Der Grundbuchauszug kann und sollte vor dem Gebotsverfahren beim zuständigen Amtsgericht eingesehen werden; nur so können sich Bieter über eventuell bestehende Belastungen und Sondernutzungsrechte informieren. Ebenso vonnöten ist Einsicht in das Wertgutachten, um Informationen über Bauzustand, Lage, Anschlüsse und Verkehrswert des Objekts zu erhalten.
Nicht immer machbar bzw. oft sogar unerwünscht ist eine Besichtigung der Immobilie im Vorfeld. Im besten Fall jedoch ist eine Innenbesichtigung mit einem Baufachmann möglich – um diese zu arrangieren, kann es sich ggf. lohnen, zum Gläubiger Kontakt aufzunehmen.

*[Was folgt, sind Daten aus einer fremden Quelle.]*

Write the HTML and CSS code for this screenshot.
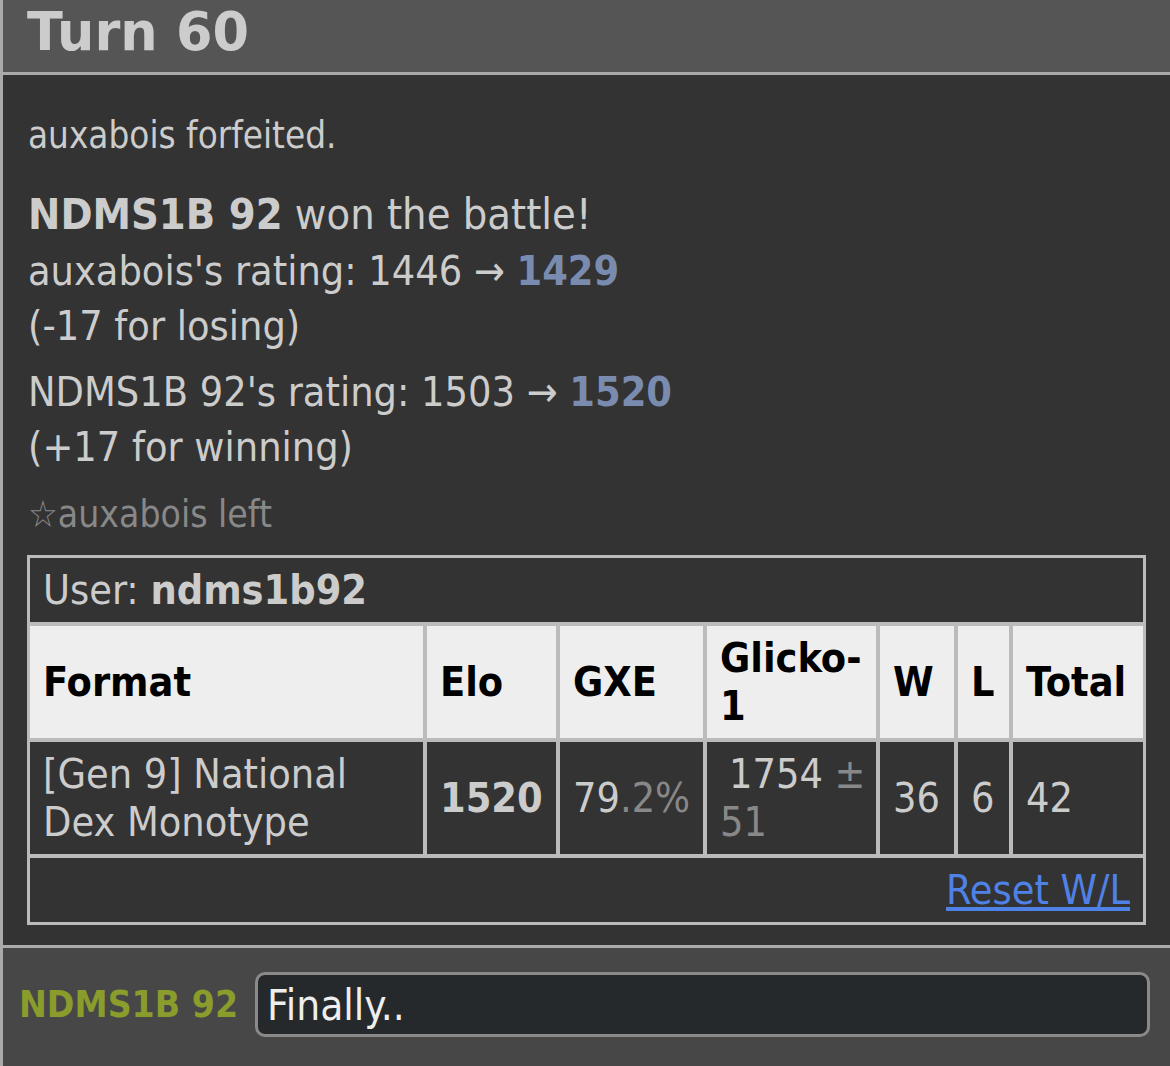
FILE: index.html
```html
<!DOCTYPE html>
<html>
<head>
<meta charset="utf-8">
<link rel="stylesheet" href="styles.css">
</head>
<body>
<div class="log">
  <h2 class="turn">Turn 60</h2>
  <div class="history">
    <div class="forfeit">auxabois forfeited.</div>
    <div class="win"><strong>NDMS1B 92</strong> won the battle!</div>
    <div class="rating">auxabois's rating: 1446 → <strong class="elo">1429</strong><br>(-17 for losing)</div>
    <div class="rating">NDMS1B 92's rating: 1503 → <strong class="elo">1520</strong><br>(+17 for winning)</div>
    <div class="leave">☆auxabois left</div>
    <table class="ladder">
      <colgroup>
        <col class="c1"><col class="c2"><col class="c3"><col class="c4"><col class="c5"><col class="c6"><col class="c7">
      </colgroup>
      <tr><th colspan="7" class="user">User: <strong>ndms1b92</strong></th></tr>
      <tr class="head"><th>Format</th><th>Elo</th><th>GXE</th><th>Glicko-1</th><th>W</th><th>L</th><th>Total</th></tr>
      <tr class="data">
        <td>[Gen 9] National Dex Monotype</td>
        <td><strong>1520</strong></td>
        <td>79<span class="dim">.2%</span></td>
        <td class="glicko"><span class="ind">1754</span>&nbsp;<span class="dim">±</span> <span class="dim">51</span></td>
        <td>36</td>
        <td>6</td>
        <td>42</td>
      </tr>
      <tr><td colspan="7" class="reset"><a href="#">Reset W/L</a></td></tr>
    </table>
  </div>
  <div class="chatbar">
    <strong class="name">NDMS1B 92</strong>
    <div class="chatbox">Finally..</div>
  </div>
</div>
</body>
</html>
```
FILE: styles.css
```css
html, body {
  margin: 0;
  padding: 0;
  background: #333;
}
body {
  font-family: "DejaVu Sans Condensed", "DejaVu Sans", sans-serif;
  font-stretch: condensed;
  color: #ccc;
}
.log {
  border-left: 3px solid #aaa;
  min-height: 1066px;
  background: #333;
}
.turn {
  margin: 0;
  height: 72px;
  background: #555;
  border-bottom: 3px solid #aaa;
  color: #ccc;
  font-family: "DejaVu Sans", sans-serif;
  font-stretch: normal;
  font-size: 52.5px;
  font-weight: bold;
  line-height: 63px;
  padding-left: 24px;
}
.history {
  padding: 33px 24px 20px 24px;
}
.forfeit {
  font-size: 36.5px;
  line-height: 55px;
  padding-left: 1px;
}
.win {
  font-size: 43px;
  line-height: 55px;
  margin-top: 24px;
  padding-left: 1px;
}
.rating {
  font-size: 41px;
  line-height: 55px;
  margin-top: 2px;
  padding-left: 1px;
}
.rating + .rating {
  margin-top: 11px;
}
.elo {
  color: #7a8bb0;
}
.leave {
  font-size: 37px;
  line-height: 55px;
  margin-top: 12px;
  color: #888;
  padding-left: 1px;
}
.ladder {
  margin-top: 13px;
  width: 100%;
  table-layout: fixed;
  border-collapse: separate;
  border-spacing: 0;
  border: 1px solid #bbb;
  font-size: 41px;
  line-height: 48px;
}
.c1 { width: 397px; }
.c2 { width: 133px; }
.c3 { width: 147px; }
.c4 { width: 173px; }
.c5 { width: 78px; }
.c6 { width: 55px; }
.c7 { width: 134px; }
.ladder th, .ladder td {
  border: 2px solid #bbb;
  padding: 8px 13px;
  text-align: left;
  vertical-align: middle;
}
.ladder th.user {
  background: #333;
  color: #ccc;
  font-weight: normal;
}
.head th {
  background: #eee;
  color: #000;
  font-weight: bold;
}
.data td {
  background: #333;
  color: #ccc;
}
.ladder td.glicko {
  padding-right: 4px;
}
.dim {
  color: #888;
}
.ind {
  padding-left: 9px;
}
.ladder td.reset {
  text-align: right;
}
.reset a {
  color: #4f82e6;
  text-decoration: underline;
}
.chatbar {
  border-top: 3px solid #aaa;
  background: #474747;
  padding: 24px 20px 30px 16px;
  display: flex;
  align-items: center;
  gap: 17px;
}
.name {
  color: #8a9c2b;
  font-size: 37px;
  white-space: nowrap;
}
.chatbox {
  flex: 1;
  height: 59px;
  border: 3px solid #8a8a8a;
  border-radius: 10px;
  background: #26292c;
  color: #eee;
  font-size: 42px;
  line-height: 62px;
  padding-left: 9px;
}
```
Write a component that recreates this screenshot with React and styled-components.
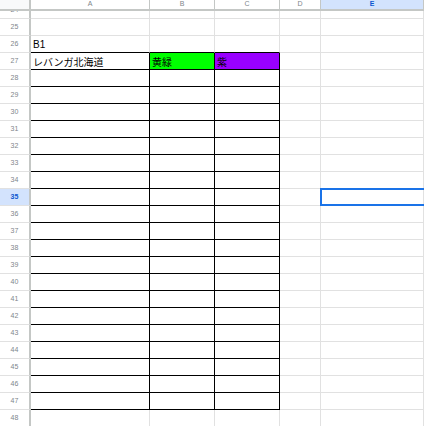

Fazit: Ja, es ist möglich, per Zwangsversteigerung günstig zum absoluten Schnäppchenhaus zu gelangen. Nicht vergessen dürfen Interessenten, dass eine Zwangsversteigerung immer Risikofaktoren birgt – ins Besondere dann, wenn vorab keine Besichtigung möglich ist. Mit einer sorgfältigen und vor allem realistischen Kalkulation jedoch können auch nicht vorhersehbare notwendige Investitionen in die ersteigerte Immobilie abgefangen werden.